#### COLLECTED MATERIAL:
****

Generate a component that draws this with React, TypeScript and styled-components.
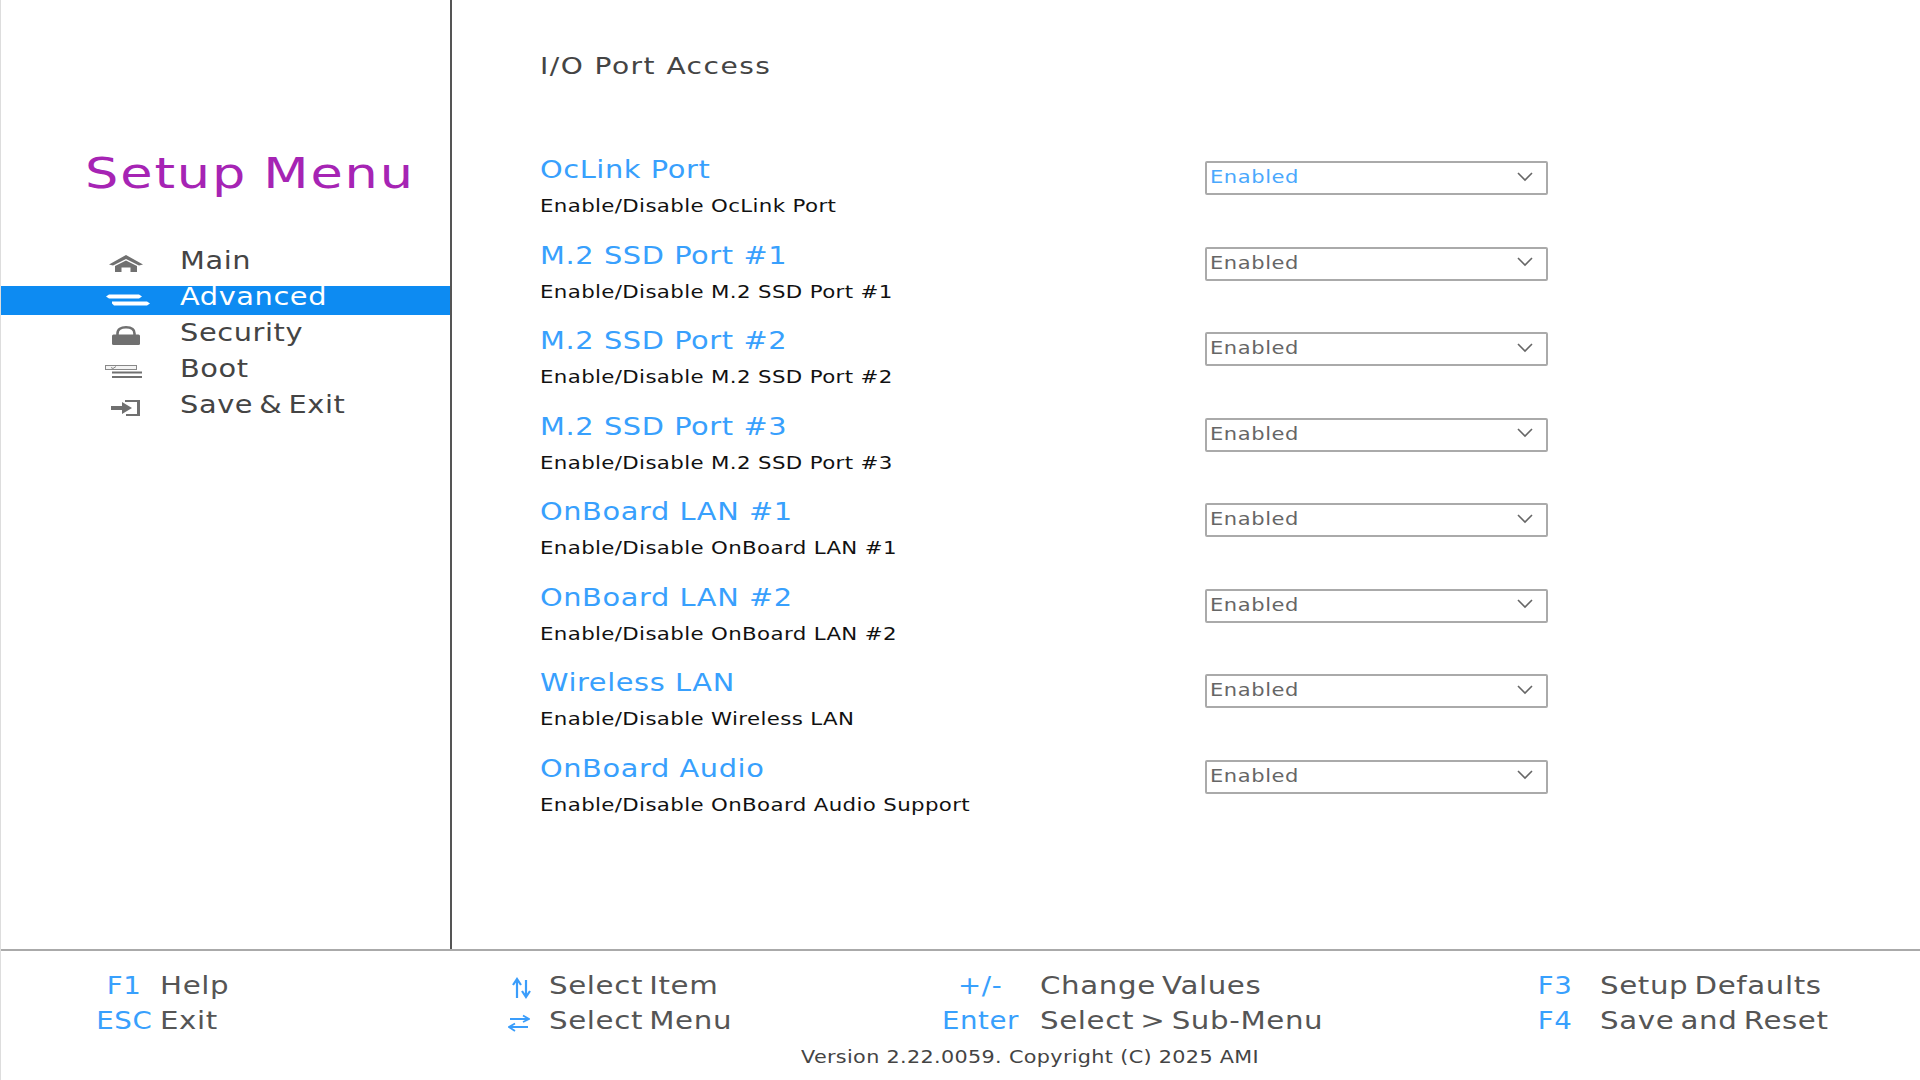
import React from "react";
import styled, { createGlobalStyle, css } from "styled-components";

const GlobalStyle = createGlobalStyle`
  html, body {
    margin: 0;
    padding: 0;
    background: #fff;
  }
  body {
    font-family: "DejaVu Sans", sans-serif;
  }
`;

// the firmware font is a wider cut than DejaVu Sans
const stretch = (x: number, origin = "left") => css`
  display: inline-block;
  transform: scaleX(${x});
  transform-origin: ${origin} center;
`;

const HomeIcon = () => (
  <svg width="34" height="17" viewBox="0 0 34 17">
    <path d="M0 9.5 L17 0 L34 9.5 L30 10.5 L17 4 L4 10.5 Z" fill="#707070" />
    <path d="M6 11 L17 5.5 L28 11 V17 H21.5 V12.5 H12.5 V17 H6 Z" fill="#707070" />
  </svg>
);
const AdvancedIcon = () => (
  <svg width="47" height="12" viewBox="-3 0 47 12">
    <path d="M0 2.5 L3 0.5 H33 L36 2.5 L33 4.5 H3 Z" fill="#fff" />
    <path d="M6 7.5 H41 L44 9.5 L41 11.5 H8 L6 9.5 Z" fill="#fff" />
  </svg>
);
const LockIcon = () => (
  <svg width="30" height="19" viewBox="0 0 30 19">
    <path d="M6.5 10 V7.5 C6.5 3 10 1.3 15 1.3 C20 1.3 23.5 3 23.5 7.5 V10" fill="none" stroke="#707070" strokeWidth="2.6" />
    <rect x="1" y="8.5" width="28" height="10.5" rx="1.5" fill="#707070" />
  </svg>
);
const BootIcon = () => (
  <svg width="42" height="14" viewBox="0 0 42 14">
    <rect x="0.5" y="0.5" width="31" height="4" fill="#f4f4f4" stroke="#888" />
    <path d="M6 2.5 L8 3.5 L11 1.5" fill="none" stroke="#888" />
    <path d="M7 7.5 H37 M7 12 H37" stroke="#707070" strokeWidth="2" />
  </svg>
);
const ExitIcon = () => (
  <svg width="30" height="19" viewBox="0 -1 30 19">
    <path d="M14 1 H29 V17 H15 V15 H26 V3 H14 Z" fill="#707070" />
    <path d="M0 7 H11 V3 L21 9 L11 15 V11 H0 Z" fill="#707070" />
  </svg>
);
const UpDownIcon = () => (
  <KeyIcon width="22" height="22" viewBox="0 0 22 22">
    <path d="M6 21 V3 M2 8 L6 2 L10 8" fill="none" stroke="#3a9dfb" strokeWidth="2.2" />
    <path d="M15 3 V20 M11 14 L15 20 L19 14" fill="none" stroke="#3a9dfb" strokeWidth="2.2" />
  </KeyIcon>
);
const LeftRightIcon = () => (
  <KeyIcon shift={6} width="22" height="18" viewBox="0 0 22 18">
    <path d="M2 5 H20 M15 1.5 L21 5 L15 8" fill="none" stroke="#3a9dfb" strokeWidth="1.8" />
    <path d="M20 13 H2 M7 9.5 L1 13 L7 17" fill="none" stroke="#3a9dfb" strokeWidth="1.8" />
  </KeyIcon>
);
const Chevron = () => (
  <svg width="16" height="10" viewBox="0 0 16 10">
    <path d="M1 1 L8 8 L15 1" fill="none" stroke="#666" strokeWidth="1.6" />
  </svg>
);

const menus = [
  { label: "Main", icon: <HomeIcon /> },
  { label: "Advanced", icon: <AdvancedIcon />, active: true },
  { label: "Security", icon: <LockIcon /> },
  { label: "Boot", icon: <BootIcon /> },
  { label: "Save & Exit", icon: <ExitIcon /> },
];

const ports = [
  { name: "OcLink Port", desc: "Enable/Disable OcLink Port" },
  { name: "M.2 SSD Port #1", desc: "Enable/Disable M.2 SSD Port #1" },
  { name: "M.2 SSD Port #2", desc: "Enable/Disable M.2 SSD Port #2" },
  { name: "M.2 SSD Port #3", desc: "Enable/Disable M.2 SSD Port #3" },
  { name: "OnBoard LAN #1", desc: "Enable/Disable OnBoard LAN #1" },
  { name: "OnBoard LAN #2", desc: "Enable/Disable OnBoard LAN #2" },
  { name: "Wireless LAN", desc: "Enable/Disable Wireless LAN" },
  { name: "OnBoard Audio", desc: "Enable/Disable OnBoard Audio Support" },
];

export default function App() {
  return (
    <Wrap>
      <GlobalStyle />
      <Top>
        <Sider>
          <MenuTitle>Setup Menu</MenuTitle>
          <MenuList>
            {menus.map(m => (
              <MenuRow key={m.label} active={m.active}>
                <MenuIcon>{m.icon}</MenuIcon>
                <MenuLabel>{m.label}</MenuLabel>
              </MenuRow>
            ))}
          </MenuList>
        </Sider>
        <Content>
          <PageTitle>I/O Port Access</PageTitle>
          <PortList>
            {ports.map((p, i) => (
              <PortRow key={p.name}>
                <div>
                  <PortName>{p.name}</PortName>
                  <PortDesc>{p.desc}</PortDesc>
                </div>
                <Select focused={i === 0}>
                  <SelectValue>Enabled</SelectValue>
                  <Chevron />
                </Select>
              </PortRow>
            ))}
          </PortList>
        </Content>
      </Top>
      <Footer>
        <KeyGrid>
          <KeyGroup keyWidth={58} gap={7}>
            <Key><KeyName>F1</KeyName></Key>
            <KeyText>Help</KeyText>
            <Key><KeyName>ESC</KeyName></Key>
            <KeyText>Exit</KeyText>
          </KeyGroup>
          <KeyGroup keyWidth={34} gap={10}>
            <Key><UpDownIcon /></Key>
            <KeyText>Select Item</KeyText>
            <Key><LeftRightIcon /></Key>
            <KeyText>Select Menu</KeyText>
          </KeyGroup>
          <KeyGroup keyWidth={80} gap={20}>
            <Key><KeyName>+/-</KeyName></Key>
            <KeyText>Change Values</KeyText>
            <Key><KeyName>Enter</KeyName></Key>
            <KeyText>Select &gt; Sub-Menu</KeyText>
          </KeyGroup>
          <KeyGroup keyWidth={50} gap={20}>
            <Key><KeyName>F3</KeyName></Key>
            <KeyText>Setup Defaults</KeyText>
            <Key><KeyName>F4</KeyName></Key>
            <KeyText>Save and Reset</KeyText>
          </KeyGroup>
        </KeyGrid>
        <Version>Version 2.22.0059. Copyright (C) 2025 AMI</Version>
      </Footer>
    </Wrap>
  );
}

const Wrap = styled.div`
  width: 1920px;
  height: 1080px;
  display: flex;
  flex-direction: column;
  background: #fff;
  border-left: 1px solid #ddd;
  box-sizing: border-box;
  overflow: hidden;
`;
const Top = styled.div`
  display: flex;
  height: 949px;
`;
const Sider = styled.div`
  flex: none;
  width: 451px;
  box-sizing: border-box;
  border-right: 2px solid #555;
  padding-top: 146px;
`;
const MenuTitle = styled.div`
  padding-left: 84px;
  font-size: 42px;
  line-height: 56px;
  letter-spacing: 1.5px;
  word-spacing: -2px;
  color: #a624b4;
  transform: scaleX(1.25);
  transform-origin: 84px center;
`;
const MenuList = styled.div`
  margin-top: 41px;
`;
const MenuRow = styled.div<{ active?: boolean }>`
  display: flex;
  height: 36px;
  padding-left: 100px;
  color: ${p => (p.active ? "#fff" : "#444")};
  background: ${p =>
    p.active ? "linear-gradient(#0d8bf2, #0d8bf2) 0 7px / 100% 29px no-repeat" : "none"};
`;
const MenuIcon = styled.span`
  flex: none;
  width: 50px;
  height: 36px;
  padding-top: 5px;
  box-sizing: border-box;
  display: flex;
  align-items: center;
  justify-content: center;
`;
const MenuLabel = styled.span`
  margin-left: 29px;
  font-size: 24px;
  line-height: 36px;
  letter-spacing: 0.5px;
  word-spacing: -3px;
  ${stretch(1.2)}
`;
const Content = styled.div`
  flex: 1;
  padding: 50px 0 0 88px;
`;
const PageTitle = styled.div`
  font-size: 23px;
  line-height: 33px;
  letter-spacing: 1.2px;
  color: #444;
  ${stretch(1.22)}
`;
const PortList = styled.div`
  margin-top: 70px;
`;
const PortRow = styled.div`
  display: flex;
  justify-content: space-between;
  align-items: flex-start;
  width: 1008px;
  height: 85.5px;
`;
const PortName = styled.div`
  font-size: 24px;
  line-height: 35px;
  letter-spacing: 0.5px;
  color: #38a0fd;
  ${stretch(1.2)}
`;
const PortDesc = styled.div`
  margin-top: 5px;
  font-size: 18px;
  line-height: 25px;
  letter-spacing: 0.3px;
  color: #111;
  transform: scaleX(1.185);
  transform-origin: left center;
`;
const Select = styled.div<{ focused?: boolean }>`
  box-sizing: border-box;
  width: 343px;
  height: 34px;
  margin-top: 8px;
  padding: 0 13px 3px 3px;
  display: flex;
  align-items: center;
  justify-content: space-between;
  border: 2px solid #aaa;
  border-radius: 2px;
  font-size: 18px;
  letter-spacing: 0.5px;
  color: ${p => (p.focused ? "#4aa8fd" : "#666")};
`;
const SelectValue = styled.span`
  ${stretch(1.168)}
`;
const Footer = styled.div`
  flex: none;
  height: 131px;
  border-top: 2px solid #aaa;
  box-sizing: border-box;
  padding: 18px 0 0 94px;
`;
const KeyGrid = styled.div`
  display: grid;
  grid-template-columns: 410px 435px 590px 1fr;
`;
const KeyGroup = styled.div<{ keyWidth: number; gap: number }>`
  display: grid;
  grid-template-columns: ${p => p.keyWidth}px 1fr;
  column-gap: ${p => p.gap}px;
  grid-auto-rows: 35px;
  font-size: 24px;
  line-height: 35px;
  letter-spacing: 0.5px;
`;
const Key = styled.span`
  display: flex;
  align-items: center;
  justify-content: center;
  color: #38a0fd;
`;
const KeyName = styled.span`
  ${stretch(1.15, "center")}
`;
const KeyIcon = styled.svg<{ shift?: number }>`
  margin-top: 3px;
  margin-right: ${p => p.shift || 0}px;
`;
const KeyText = styled.span`
  color: #555;
  justify-self: start;
  word-spacing: -3px;
  ${stretch(1.22)}
`;
const Version = styled.div`
  margin-top: 5px;
  padding-left: 706px;
  font-size: 18px;
  line-height: 25px;
  letter-spacing: 0.3px;
  color: #444;
  transform: scaleX(1.151);
  transform-origin: 706px center;
`;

****

#### AIM OF THE EXERCISE:
Report all lines of the data above that include the string "components".

#### FULL RESPONSE:
Generate a component that draws this with React, TypeScript and styled-components.
import styled, { createGlobalStyle, css } from "styled-components";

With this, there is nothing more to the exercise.